The repository is split into four parts: (1) the underlying GPU-accelerated simulator, (2) the microarchitectural driver, (3) the development library, and (4) a series of test scripts that include example applications such as matrix multiplication, matrix convolution, and the Fast Fourier Transform.

User Information

Dependencies

The simulation environment is implemented via CUDA to enable fast execution of many samples in parallel.

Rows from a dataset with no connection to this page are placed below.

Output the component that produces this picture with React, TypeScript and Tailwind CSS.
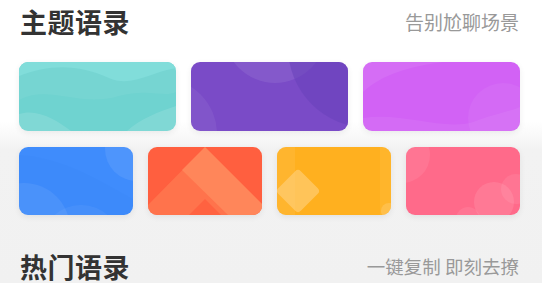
import { FC, ReactNode } from "react";

const Card: FC<{ bg: string; children?: ReactNode; w: number; h: number }> = ({ bg, children, w, h }) => (
  <div className={`relative overflow-hidden rounded-[9px] shadow-[0_2px_6px_rgba(0,0,0,0.07)] ${bg}`}>
    <svg className="absolute inset-0 w-full h-full" viewBox={`0 0 ${w} ${h}`} preserveAspectRatio="none">
      {children}
    </svg>
  </div>
);

const Header: FC<{ title: string; sub: string; subSize: string }> = ({ title, sub, subSize }) => (
  <div className="flex items-center justify-between h-[42px] pl-[1px] pr-[1px]">
    <h2 className="text-[27px] font-bold text-[#333] leading-none tracking-[0.5px]">{title}</h2>
    <span className={`${subSize} text-[#999] leading-none`}>{sub}</span>
  </div>
);

export default function App() {
  return (
    <div
      className="w-[542px] h-[283px] overflow-hidden bg-[linear-gradient(to_bottom,#ffffff_0px,#ffffff_122px,#f2f2f2_150px,#f1f1f1_100%)]"
      style={{ fontFamily: '"Noto Sans CJK SC", "Noto Sans", sans-serif' }}
    >
      <div className="pl-[19px] pr-[22px]">
        <Header title="主题语录" sub="告别尬聊场景" subSize="text-[19px]" />
        <div className="grid grid-cols-3 gap-[15px] mt-[20px] h-[69px]">
          <Card bg="bg-[#6fd3d0]" w={157} h={69}>
            <path d="M0 14 C30 2 60 2 90 16 C112 26 132 10 157 6 L157 0 L0 0 Z" fill="#7bdcd9" />
            <path d="M0 38 C30 22 60 46 100 34 C130 26 145 36 157 30 L157 0 L0 0 Z" fill="#ffffff" opacity="0.05" />
            <path d="M0 52 C18 46 38 58 52 69 L0 69 Z" fill="#ffffff" opacity="0.12" />
            <path d="M108 69 C122 56 140 50 157 44 L157 69 Z" fill="#ffffff" opacity="0.12" />
          </Card>
          <Card bg="bg-[#7a4bc7]" w={157} h={69}>
            <circle cx="-30" cy="72" r="56" fill="#ffffff" opacity="0.06" />
            <circle cx="84" cy="-30" r="51" fill="#ffffff" opacity="0.08" />
            <circle cx="178" cy="-15" r="81" fill="#6741ba" opacity="0.55" />
          </Card>
          <Card bg="bg-[#d262f5]" w={157} h={69}>
            <path d="M0 30 C20 12 45 5 80 0 L0 0 Z" fill="#ffffff" opacity="0.07" />
            <path d="M0 56 C40 50 80 69 110 60 C130 52 145 50 157 45 L157 69 L0 69 Z" fill="#ffffff" opacity="0.06" />
            <circle cx="140" cy="56" r="35" fill="#ffffff" opacity="0.05" />
          </Card>
        </div>
        <div className="grid grid-cols-4 gap-[15px] h-[68px] mt-[16px]">
          <Card bg="bg-[#3f8cfc]" w={114} h={68}>
            <path d="M0 8 C40 10 75 30 114 52 L114 68 L0 68 Z" fill="#2f7cf0" opacity="0.1" />
            <circle cx="5" cy="82" r="46" fill="#ffffff" opacity="0.07" />
            <circle cx="62" cy="98" r="40" fill="#ffffff" opacity="0.05" />
            <circle cx="118" cy="2" r="32" fill="#ffffff" opacity="0.08" />
          </Card>
          <Card bg="bg-[#ff5f3f]" w={114} h={68}>
            <path d="M0 58 L57 0 L114 57 L114 68 L0 68 Z" fill="#ff7a52" opacity="0.75" />
            <path d="M57 0 L34 23 L80 68 L114 68 L114 57 Z" fill="#ff8b5e" opacity="0.8" />
            <path d="M41 68 L57 52 L73 68 Z" fill="#ff6240" />
          </Card>
          <Card bg="bg-[#ffb01f]" w={114} h={68}>
            <rect x="0" y="0" width="18" height="68" fill="#ffc04a" opacity="0.35" />
            <rect x="103" y="0" width="11" height="68" fill="#ffc04a" opacity="0.3" />
            <rect x="5" y="28" width="32" height="32" rx="4" transform="rotate(45 21 44)" fill="#ffd07a" opacity="0.65" />
            <circle cx="112" cy="64" r="8" fill="#ffd07a" opacity="0.4" />
          </Card>
          <Card bg="bg-[#ff6a8a]" w={114} h={68}>
            <circle cx="-4" cy="8" r="28" fill="#ffffff" opacity="0.08" />
            <circle cx="88" cy="55" r="20" fill="#ffffff" opacity="0.1" />
            <circle cx="110" cy="42" r="15" fill="#ffffff" opacity="0.08" />
            <circle cx="62" cy="72" r="12" fill="#ffffff" opacity="0.08" />
          </Card>
        </div>
        <div className="mt-[30px]">
          <Header title="热门语录" sub="一键复制 即刻去撩" subSize="text-[18.5px]" />
        </div>
      </div>
    </div>
  );
}
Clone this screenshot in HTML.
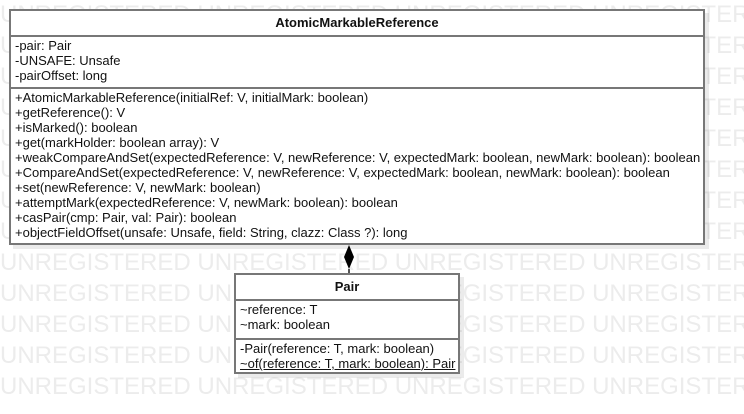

Therefore, the project requires the following libraries:

CUDA 12.0 (with a capable GPU of at least 8GB DRAM)
CMAKE 3.19 (or higher)
Compiler for C++ 17 (or higher)

Organization

The repository is organized into the following directories:

pim: this directory contains the source code for the simulator, driver, and library.
tests: this directory contains the source code for the tests.
main.cpp: this file may be edited and compiled for interactive testing.

Instruction-Set-Architecture (ISA)

The full instruction-set-architecture (ISA) supported in CUDA-PIM is as follows:

Operation	Int Support	Float Support
Arithmetic
Addition	✓	✓
Subtraction	✓	✓
Multiplication	✓	✓
Division	✓	✓
Modulo	✓
Negation	✓	✓
Comparison
Less than (or equal to)	✓	✓
Greater than (or equal to)	✓	✓
Equal	✓	✓
Bitwise
Bitwise Not	✓	✓
Bitwise And	✓	✓
Bitwise Or	✓	✓
Bitwise Xor	✓	✓
Miscellaneous
Sign	✓	✓
Zero	✓	✓
Abs	✓	✓